AIM OF THE TASK: Copy out the data exactly, leaving the pictures behind.

** start of MATERIAL **

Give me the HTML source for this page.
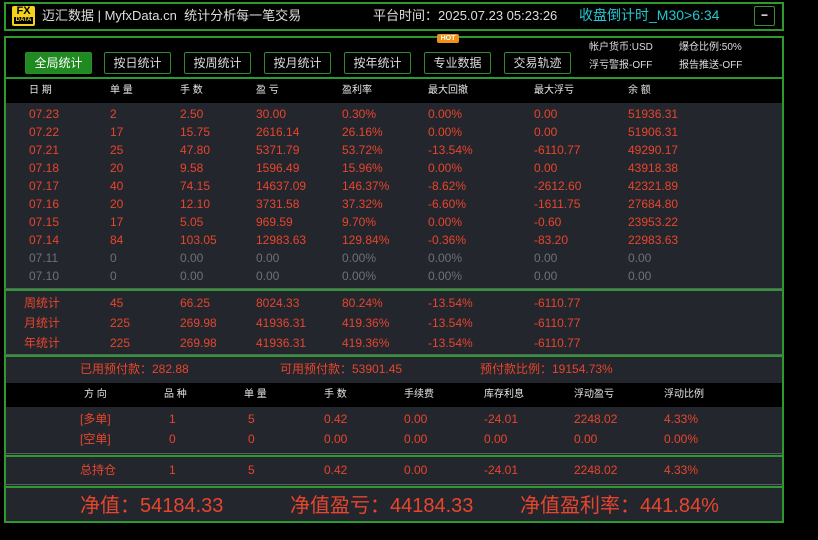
<!DOCTYPE html>
<html><head><meta charset="utf-8"><style>
*{margin:0;padding:0;box-sizing:border-box}
body{width:818px;height:540px;background:#000;position:relative;overflow:hidden;font-family:"Liberation Sans","Noto Sans CJK SC",sans-serif;font-size:12px;color:#e8452c}
.a{position:absolute;white-space:nowrap;line-height:14px}
.g{color:#6e7178}
.w{color:#e6e6e6}
.btn{position:absolute;top:52px;height:22px;width:67px;border:1px solid #2f8a2f;color:#ddd;font-size:12px;text-align:center;line-height:20px;border-radius:2px;background:#000}
.hl{position:absolute;left:5px;width:778px;height:2px;background:#2d9a2d}
.gl{position:absolute;left:5px;width:778px;height:1px;background:#5a5d63}
</style></head><body>
<div class="a" style="left:4px;top:2px;width:780px;height:29px;border:2px solid #2d9a2d;background:#000"></div>
<div class="a" style="left:12px;top:6px;width:23px;height:20px;background:#f2d21a;border-radius:2px;color:#000;font-weight:bold;font-size:11px;line-height:11px;text-align:center">FX<div style="font-size:6px;line-height:7px;background:#000;color:#f2d21a;margin:0 2px">DATA</div></div>
<div class="a w" style="left:42px;top:8px;font-size:13px;color:#ddd;line-height:16px">迈汇数据 | MyfxData.cn&nbsp; 统计分析每一笔交易</div>
<div class="a" style="left:373px;top:8px;font-size:13px;color:#ddd;line-height:16px">平台时间：2025.07.23 05:23:26</div>
<div class="a" style="left:579px;top:7px;font-size:14px;color:#1fc8d2;line-height:17px">收盘倒计时_M30&gt;6:34</div>
<div class="a" style="left:754px;top:6px;width:21px;height:20px;border:1px solid #3a8a3a;border-radius:2px;color:#fff;text-align:center;line-height:17px;font-weight:bold">−</div>
<div class="a" style="left:4px;top:36px;width:780px;height:487px;border:2px solid #2d9a2d;background:#23262d"></div>
<div class="a" style="left:6px;top:38px;width:776px;height:40px;background:#000"></div>
<div class="hl" style="top:77px"></div>
<div class="a" style="left:6px;top:79px;width:776px;height:24px;background:#000"></div>
<div class="btn" style="left:25px;background:#1f8a1f;color:#fff">全局统计</div>
<div class="btn" style="left:104px">按日统计</div>
<div class="btn" style="left:184px">按周统计</div>
<div class="btn" style="left:264px">按月统计</div>
<div class="btn" style="left:344px">按年统计</div>
<div class="btn" style="left:424px">专业数据</div>
<div class="btn" style="left:504px">交易轨迹</div>
<div class="a" style="left:437px;top:34px;width:22px;height:9px;background:#f0901a;color:#fff;font-size:7px;line-height:9px;text-align:center;border-radius:2px;font-weight:bold">HOT</div>
<div class="a" style="left:589px;top:41px;font-size:10px;color:#ddd">帐户货币:USD</div>
<div class="a" style="left:679px;top:41px;font-size:10px;color:#ddd">爆仓比例:50%</div>
<div class="a" style="left:589px;top:59px;font-size:10px;color:#ddd">浮亏警报-OFF</div>
<div class="a" style="left:679px;top:59px;font-size:10px;color:#ddd">报告推送-OFF</div>
<div class="gl" style="top:288px"></div><div class="hl" style="top:289px"></div>
<div class="gl" style="top:354px"></div><div class="hl" style="top:355px"></div>
<div class="a" style="left:6px;top:383px;width:776px;height:24px;background:#000"></div>
<div class="gl" style="top:453px"></div><div class="hl" style="top:455px"></div>
<div class="gl" style="top:484px"></div><div class="hl" style="top:486px"></div>
<div class="a" style="left:80px;top:362px">已用预付款：282.88</div>
<div class="a" style="left:280px;top:362px">可用预付款：53901.45</div>
<div class="a" style="left:480px;top:362px">预付款比例：19154.73%</div>
<div class="a" style="left:80px;top:494px;font-size:20px;line-height:24px">净值：54184.33</div>
<div class="a" style="left:290px;top:494px;font-size:20px;line-height:24px">净值盈亏：44184.33</div>
<div class="a" style="left:520px;top:494px;font-size:20px;line-height:24px">净值盈利率：441.84%</div>
<script>
function row(xs,y,vals,cls,fs){vals.forEach((v,i)=>{var d=document.createElement('div');d.className='a '+(cls||'');d.style.left=xs[i]+'px';d.style.top=y+'px';if(fs)d.style.fontSize=fs;d.textContent=v;document.body.appendChild(d);});}
var X=[29,110,180,256,342,428,534,628];
row(X,84,['日 期','单 量','手 数','盈 亏','盈利率','最大回撤','最大浮亏','余 额'],'w','10px');
var R=[['07.23','2','2.50','30.00','0.30%','0.00%','0.00','51936.31'],
['07.22','17','15.75','2616.14','26.16%','0.00%','0.00','51906.31'],
['07.21','25','47.80','5371.79','53.72%','-13.54%','-6110.77','49290.17'],
['07.18','20','9.58','1596.49','15.96%','0.00%','0.00','43918.38'],
['07.17','40','74.15','14637.09','146.37%','-8.62%','-2612.60','42321.89'],
['07.16','20','12.10','3731.58','37.32%','-6.60%','-1611.75','27684.80'],
['07.15','17','5.05','969.59','9.70%','0.00%','-0.60','23953.22'],
['07.14','84','103.05','12983.63','129.84%','-0.36%','-83.20','22983.63']];
R.forEach((r,i)=>row(X,107+i*18,r));
row(X,251,['07.11','0','0.00','0.00','0.00%','0.00%','0.00','0.00'],'g');
row(X,269,['07.10','0','0.00','0.00','0.00%','0.00%','0.00','0.00'],'g');
var X2=[24,110,180,256,342,428,534];
row(X2,296,['周统计','45','66.25','8024.33','80.24%','-13.54%','-6110.77']);
row(X2,316,['月统计','225','269.98','41936.31','419.36%','-13.54%','-6110.77']);
row(X2,336,['年统计','225','269.98','41936.31','419.36%','-13.54%','-6110.77']);
var Y=[84,164,244,324,404,484,574,664];
row(Y,388,['方 向','品 种','单 量','手 数','手续费','库存利息','浮动盈亏','浮动比例'],'w','10px');
var X3=[80,169,248,324,404,484,574,664];
row(X3,412,['[多单]','1','5','0.42','0.00','-24.01','2248.02','4.33%']);
row(X3,432,['[空单]','0','0','0.00','0.00','0.00','0.00','0.00%']);
row(X3,463,['总持仓','1','5','0.42','0.00','-24.01','2248.02','4.33%']);
</script>
</body></html>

** end of MATERIAL **

COMPLETED EXERCISE:
Give me the HTML source for this page.
<!DOCTYPE html>
<html><head><meta charset="utf-8"><style>
*{margin:0;padding:0;box-sizing:border-box}
body{width:818px;height:540px;background:#000;position:relative;overflow:hidden;font-family:"Liberation Sans","Noto Sans CJK SC",sans-serif;font-size:12px;color:#e8452c}
.a{position:absolute;white-space:nowrap;line-height:14px}
.g{color:#6e7178}
.w{color:#e6e6e6}
.btn{position:absolute;top:52px;height:22px;width:67px;border:1px solid #2f8a2f;color:#ddd;font-size:12px;text-align:center;line-height:20px;border-radius:2px;background:#000}
.hl{position:absolute;left:5px;width:778px;height:2px;background:#2d9a2d}
.gl{position:absolute;left:5px;width:778px;height:1px;background:#5a5d63}
</style></head><body>
<div class="a" style="left:4px;top:2px;width:780px;height:29px;border:2px solid #2d9a2d;background:#000"></div>
<div class="a" style="left:12px;top:6px;width:23px;height:20px;background:#f2d21a;border-radius:2px;color:#000;font-weight:bold;font-size:11px;line-height:11px;text-align:center">FX<div style="font-size:6px;line-height:7px;background:#000;color:#f2d21a;margin:0 2px">DATA</div></div>
<div class="a w" style="left:42px;top:8px;font-size:13px;color:#ddd;line-height:16px">迈汇数据 | MyfxData.cn&nbsp; 统计分析每一笔交易</div>
<div class="a" style="left:373px;top:8px;font-size:13px;color:#ddd;line-height:16px">平台时间：2025.07.23 05:23:26</div>
<div class="a" style="left:579px;top:7px;font-size:14px;color:#1fc8d2;line-height:17px">收盘倒计时_M30&gt;6:34</div>
<div class="a" style="left:754px;top:6px;width:21px;height:20px;border:1px solid #3a8a3a;border-radius:2px;color:#fff;text-align:center;line-height:17px;font-weight:bold">−</div>
<div class="a" style="left:4px;top:36px;width:780px;height:487px;border:2px solid #2d9a2d;background:#23262d"></div>
<div class="a" style="left:6px;top:38px;width:776px;height:40px;background:#000"></div>
<div class="hl" style="top:77px"></div>
<div class="a" style="left:6px;top:79px;width:776px;height:24px;background:#000"></div>
<div class="btn" style="left:25px;background:#1f8a1f;color:#fff">全局统计</div>
<div class="btn" style="left:104px">按日统计</div>
<div class="btn" style="left:184px">按周统计</div>
<div class="btn" style="left:264px">按月统计</div>
<div class="btn" style="left:344px">按年统计</div>
<div class="btn" style="left:424px">专业数据</div>
<div class="btn" style="left:504px">交易轨迹</div>
<div class="a" style="left:437px;top:34px;width:22px;height:9px;background:#f0901a;color:#fff;font-size:7px;line-height:9px;text-align:center;border-radius:2px;font-weight:bold">HOT</div>
<div class="a" style="left:589px;top:41px;font-size:10px;color:#ddd">帐户货币:USD</div>
<div class="a" style="left:679px;top:41px;font-size:10px;color:#ddd">爆仓比例:50%</div>
<div class="a" style="left:589px;top:59px;font-size:10px;color:#ddd">浮亏警报-OFF</div>
<div class="a" style="left:679px;top:59px;font-size:10px;color:#ddd">报告推送-OFF</div>
<div class="gl" style="top:288px"></div><div class="hl" style="top:289px"></div>
<div class="gl" style="top:354px"></div><div class="hl" style="top:355px"></div>
<div class="a" style="left:6px;top:383px;width:776px;height:24px;background:#000"></div>
<div class="gl" style="top:453px"></div><div class="hl" style="top:455px"></div>
<div class="gl" style="top:484px"></div><div class="hl" style="top:486px"></div>
<div class="a" style="left:80px;top:362px">已用预付款：282.88</div>
<div class="a" style="left:280px;top:362px">可用预付款：53901.45</div>
<div class="a" style="left:480px;top:362px">预付款比例：19154.73%</div>
<div class="a" style="left:80px;top:494px;font-size:20px;line-height:24px">净值：54184.33</div>
<div class="a" style="left:290px;top:494px;font-size:20px;line-height:24px">净值盈亏：44184.33</div>
<div class="a" style="left:520px;top:494px;font-size:20px;line-height:24px">净值盈利率：441.84%</div>
<script>
function row(xs,y,vals,cls,fs){vals.forEach((v,i)=>{var d=document.createElement('div');d.className='a '+(cls||'');d.style.left=xs[i]+'px';d.style.top=y+'px';if(fs)d.style.fontSize=fs;d.textContent=v;document.body.appendChild(d);});}
var X=[29,110,180,256,342,428,534,628];
row(X,84,['日 期','单 量','手 数','盈 亏','盈利率','最大回撤','最大浮亏','余 额'],'w','10px');
var R=[['07.23','2','2.50','30.00','0.30%','0.00%','0.00','51936.31'],
['07.22','17','15.75','2616.14','26.16%','0.00%','0.00','51906.31'],
['07.21','25','47.80','5371.79','53.72%','-13.54%','-6110.77','49290.17'],
['07.18','20','9.58','1596.49','15.96%','0.00%','0.00','43918.38'],
['07.17','40','74.15','14637.09','146.37%','-8.62%','-2612.60','42321.89'],
['07.16','20','12.10','3731.58','37.32%','-6.60%','-1611.75','27684.80'],
['07.15','17','5.05','969.59','9.70%','0.00%','-0.60','23953.22'],
['07.14','84','103.05','12983.63','129.84%','-0.36%','-83.20','22983.63']];
R.forEach((r,i)=>row(X,107+i*18,r));
row(X,251,['07.11','0','0.00','0.00','0.00%','0.00%','0.00','0.00'],'g');
row(X,269,['07.10','0','0.00','0.00','0.00%','0.00%','0.00','0.00'],'g');
var X2=[24,110,180,256,342,428,534];
row(X2,296,['周统计','45','66.25','8024.33','80.24%','-13.54%','-6110.77']);
row(X2,316,['月统计','225','269.98','41936.31','419.36%','-13.54%','-6110.77']);
row(X2,336,['年统计','225','269.98','41936.31','419.36%','-13.54%','-6110.77']);
var Y=[84,164,244,324,404,484,574,664];
row(Y,388,['方 向','品 种','单 量','手 数','手续费','库存利息','浮动盈亏','浮动比例'],'w','10px');
var X3=[80,169,248,324,404,484,574,664];
row(X3,412,['[多单]','1','5','0.42','0.00','-24.01','2248.02','4.33%']);
row(X3,432,['[空单]','0','0','0.00','0.00','0.00','0.00','0.00%']);
row(X3,463,['总持仓','1','5','0.42','0.00','-24.01','2248.02','4.33%']);
</script>
</body></html>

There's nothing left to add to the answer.